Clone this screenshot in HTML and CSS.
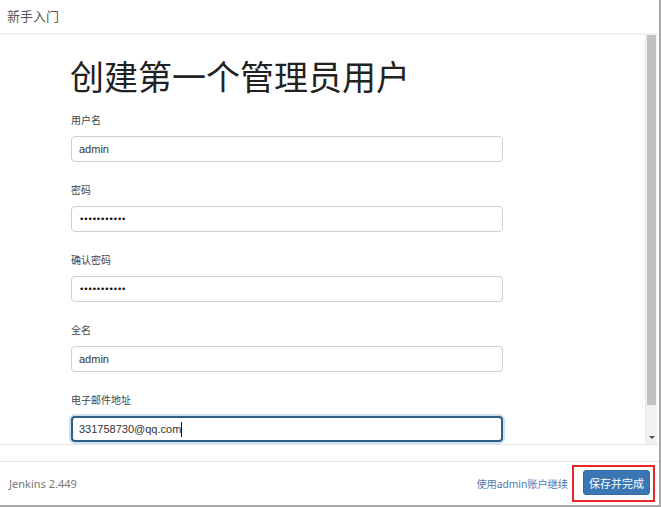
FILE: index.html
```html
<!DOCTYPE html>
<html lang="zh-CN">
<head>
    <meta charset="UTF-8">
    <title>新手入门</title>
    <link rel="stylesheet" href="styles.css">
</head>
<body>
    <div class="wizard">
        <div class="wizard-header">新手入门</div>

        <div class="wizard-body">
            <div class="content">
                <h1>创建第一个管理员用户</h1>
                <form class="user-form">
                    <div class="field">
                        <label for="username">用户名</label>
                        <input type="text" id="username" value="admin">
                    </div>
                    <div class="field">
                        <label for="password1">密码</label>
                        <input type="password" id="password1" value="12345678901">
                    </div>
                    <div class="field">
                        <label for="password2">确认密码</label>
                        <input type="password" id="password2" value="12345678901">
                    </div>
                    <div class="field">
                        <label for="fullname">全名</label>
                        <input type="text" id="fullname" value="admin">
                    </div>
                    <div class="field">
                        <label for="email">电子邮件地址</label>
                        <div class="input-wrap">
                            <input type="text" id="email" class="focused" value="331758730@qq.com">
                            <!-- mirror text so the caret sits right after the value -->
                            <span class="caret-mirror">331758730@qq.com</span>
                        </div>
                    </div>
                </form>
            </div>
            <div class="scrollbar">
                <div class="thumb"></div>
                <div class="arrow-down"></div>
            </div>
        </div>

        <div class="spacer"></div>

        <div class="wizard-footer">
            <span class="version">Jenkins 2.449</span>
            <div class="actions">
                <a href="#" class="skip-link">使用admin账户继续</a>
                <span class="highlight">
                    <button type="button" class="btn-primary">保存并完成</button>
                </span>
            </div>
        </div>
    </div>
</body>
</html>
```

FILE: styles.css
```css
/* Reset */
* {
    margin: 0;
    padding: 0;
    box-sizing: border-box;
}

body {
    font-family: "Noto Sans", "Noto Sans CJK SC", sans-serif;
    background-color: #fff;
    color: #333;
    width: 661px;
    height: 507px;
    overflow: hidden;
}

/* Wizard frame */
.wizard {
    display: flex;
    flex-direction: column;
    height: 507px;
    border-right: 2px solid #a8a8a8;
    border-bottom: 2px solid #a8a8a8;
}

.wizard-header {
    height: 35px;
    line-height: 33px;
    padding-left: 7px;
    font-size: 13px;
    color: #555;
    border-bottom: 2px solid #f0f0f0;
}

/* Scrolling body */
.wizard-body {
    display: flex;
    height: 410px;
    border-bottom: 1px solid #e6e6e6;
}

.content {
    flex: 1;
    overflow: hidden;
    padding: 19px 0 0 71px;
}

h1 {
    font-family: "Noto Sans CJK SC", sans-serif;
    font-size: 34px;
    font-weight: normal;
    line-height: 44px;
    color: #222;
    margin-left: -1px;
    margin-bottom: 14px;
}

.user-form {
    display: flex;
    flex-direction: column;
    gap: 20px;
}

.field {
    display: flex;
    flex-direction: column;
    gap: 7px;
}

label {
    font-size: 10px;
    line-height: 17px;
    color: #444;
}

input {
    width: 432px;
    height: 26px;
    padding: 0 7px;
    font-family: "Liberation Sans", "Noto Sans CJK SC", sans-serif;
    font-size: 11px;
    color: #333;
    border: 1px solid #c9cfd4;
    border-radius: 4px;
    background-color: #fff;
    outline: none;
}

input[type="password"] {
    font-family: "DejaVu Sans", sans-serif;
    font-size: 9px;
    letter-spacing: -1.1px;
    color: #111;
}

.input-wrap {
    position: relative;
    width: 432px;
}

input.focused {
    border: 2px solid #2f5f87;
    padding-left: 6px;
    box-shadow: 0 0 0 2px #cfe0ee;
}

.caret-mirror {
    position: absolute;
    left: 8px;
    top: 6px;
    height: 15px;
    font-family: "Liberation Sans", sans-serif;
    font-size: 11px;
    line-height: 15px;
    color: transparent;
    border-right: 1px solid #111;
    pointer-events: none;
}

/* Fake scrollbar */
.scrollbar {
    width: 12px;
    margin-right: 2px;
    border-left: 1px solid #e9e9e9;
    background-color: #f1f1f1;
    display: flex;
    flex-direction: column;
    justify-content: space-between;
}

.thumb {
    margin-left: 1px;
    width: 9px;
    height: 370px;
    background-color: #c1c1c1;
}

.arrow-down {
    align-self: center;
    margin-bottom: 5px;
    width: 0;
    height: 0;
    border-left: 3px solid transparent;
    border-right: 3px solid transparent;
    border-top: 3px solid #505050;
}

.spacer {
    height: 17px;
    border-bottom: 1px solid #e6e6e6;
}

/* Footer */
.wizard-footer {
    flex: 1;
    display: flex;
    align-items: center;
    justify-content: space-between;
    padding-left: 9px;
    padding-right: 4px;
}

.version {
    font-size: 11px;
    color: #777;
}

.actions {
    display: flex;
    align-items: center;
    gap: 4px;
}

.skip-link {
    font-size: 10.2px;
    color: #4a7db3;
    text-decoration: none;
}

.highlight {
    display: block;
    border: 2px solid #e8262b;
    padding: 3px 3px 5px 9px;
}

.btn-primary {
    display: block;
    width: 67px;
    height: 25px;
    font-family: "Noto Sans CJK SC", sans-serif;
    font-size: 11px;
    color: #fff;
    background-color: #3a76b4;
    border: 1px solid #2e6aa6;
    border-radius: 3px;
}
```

[Given request]
Set down all the data again exactly as above, pictures excluded.

[Exercise response]
Clone this screenshot in HTML and CSS.
FILE: index.html
```html
<!DOCTYPE html>
<html lang="zh-CN">
<head>
    <meta charset="UTF-8">
    <title>新手入门</title>
    <link rel="stylesheet" href="styles.css">
</head>
<body>
    <div class="wizard">
        <div class="wizard-header">新手入门</div>

        <div class="wizard-body">
            <div class="content">
                <h1>创建第一个管理员用户</h1>
                <form class="user-form">
                    <div class="field">
                        <label for="username">用户名</label>
                        <input type="text" id="username" value="admin">
                    </div>
                    <div class="field">
                        <label for="password1">密码</label>
                        <input type="password" id="password1" value="12345678901">
                    </div>
                    <div class="field">
                        <label for="password2">确认密码</label>
                        <input type="password" id="password2" value="12345678901">
                    </div>
                    <div class="field">
                        <label for="fullname">全名</label>
                        <input type="text" id="fullname" value="admin">
                    </div>
                    <div class="field">
                        <label for="email">电子邮件地址</label>
                        <div class="input-wrap">
                            <input type="text" id="email" class="focused" value="331758730@qq.com">
                            <!-- mirror text so the caret sits right after the value -->
                            <span class="caret-mirror">331758730@qq.com</span>
                        </div>
                    </div>
                </form>
            </div>
            <div class="scrollbar">
                <div class="thumb"></div>
                <div class="arrow-down"></div>
            </div>
        </div>

        <div class="spacer"></div>

        <div class="wizard-footer">
            <span class="version">Jenkins 2.449</span>
            <div class="actions">
                <a href="#" class="skip-link">使用admin账户继续</a>
                <span class="highlight">
                    <button type="button" class="btn-primary">保存并完成</button>
                </span>
            </div>
        </div>
    </div>
</body>
</html>
```

FILE: styles.css
```css
/* Reset */
* {
    margin: 0;
    padding: 0;
    box-sizing: border-box;
}

body {
    font-family: "Noto Sans", "Noto Sans CJK SC", sans-serif;
    background-color: #fff;
    color: #333;
    width: 661px;
    height: 507px;
    overflow: hidden;
}

/* Wizard frame */
.wizard {
    display: flex;
    flex-direction: column;
    height: 507px;
    border-right: 2px solid #a8a8a8;
    border-bottom: 2px solid #a8a8a8;
}

.wizard-header {
    height: 35px;
    line-height: 33px;
    padding-left: 7px;
    font-size: 13px;
    color: #555;
    border-bottom: 2px solid #f0f0f0;
}

/* Scrolling body */
.wizard-body {
    display: flex;
    height: 410px;
    border-bottom: 1px solid #e6e6e6;
}

.content {
    flex: 1;
    overflow: hidden;
    padding: 19px 0 0 71px;
}

h1 {
    font-family: "Noto Sans CJK SC", sans-serif;
    font-size: 34px;
    font-weight: normal;
    line-height: 44px;
    color: #222;
    margin-left: -1px;
    margin-bottom: 14px;
}

.user-form {
    display: flex;
    flex-direction: column;
    gap: 20px;
}

.field {
    display: flex;
    flex-direction: column;
    gap: 7px;
}

label {
    font-size: 10px;
    line-height: 17px;
    color: #444;
}

input {
    width: 432px;
    height: 26px;
    padding: 0 7px;
    font-family: "Liberation Sans", "Noto Sans CJK SC", sans-serif;
    font-size: 11px;
    color: #333;
    border: 1px solid #c9cfd4;
    border-radius: 4px;
    background-color: #fff;
    outline: none;
}

input[type="password"] {
    font-family: "DejaVu Sans", sans-serif;
    font-size: 9px;
    letter-spacing: -1.1px;
    color: #111;
}

.input-wrap {
    position: relative;
    width: 432px;
}

input.focused {
    border: 2px solid #2f5f87;
    padding-left: 6px;
    box-shadow: 0 0 0 2px #cfe0ee;
}

.caret-mirror {
    position: absolute;
    left: 8px;
    top: 6px;
    height: 15px;
    font-family: "Liberation Sans", sans-serif;
    font-size: 11px;
    line-height: 15px;
    color: transparent;
    border-right: 1px solid #111;
    pointer-events: none;
}

/* Fake scrollbar */
.scrollbar {
    width: 12px;
    margin-right: 2px;
    border-left: 1px solid #e9e9e9;
    background-color: #f1f1f1;
    display: flex;
    flex-direction: column;
    justify-content: space-between;
}

.thumb {
    margin-left: 1px;
    width: 9px;
    height: 370px;
    background-color: #c1c1c1;
}

.arrow-down {
    align-self: center;
    margin-bottom: 5px;
    width: 0;
    height: 0;
    border-left: 3px solid transparent;
    border-right: 3px solid transparent;
    border-top: 3px solid #505050;
}

.spacer {
    height: 17px;
    border-bottom: 1px solid #e6e6e6;
}

/* Footer */
.wizard-footer {
    flex: 1;
    display: flex;
    align-items: center;
    justify-content: space-between;
    padding-left: 9px;
    padding-right: 4px;
}

.version {
    font-size: 11px;
    color: #777;
}

.actions {
    display: flex;
    align-items: center;
    gap: 4px;
}

.skip-link {
    font-size: 10.2px;
    color: #4a7db3;
    text-decoration: none;
}

.highlight {
    display: block;
    border: 2px solid #e8262b;
    padding: 3px 3px 5px 9px;
}

.btn-primary {
    display: block;
    width: 67px;
    height: 25px;
    font-family: "Noto Sans CJK SC", sans-serif;
    font-size: 11px;
    color: #fff;
    background-color: #3a76b4;
    border: 1px solid #2e6aa6;
    border-radius: 3px;
}
```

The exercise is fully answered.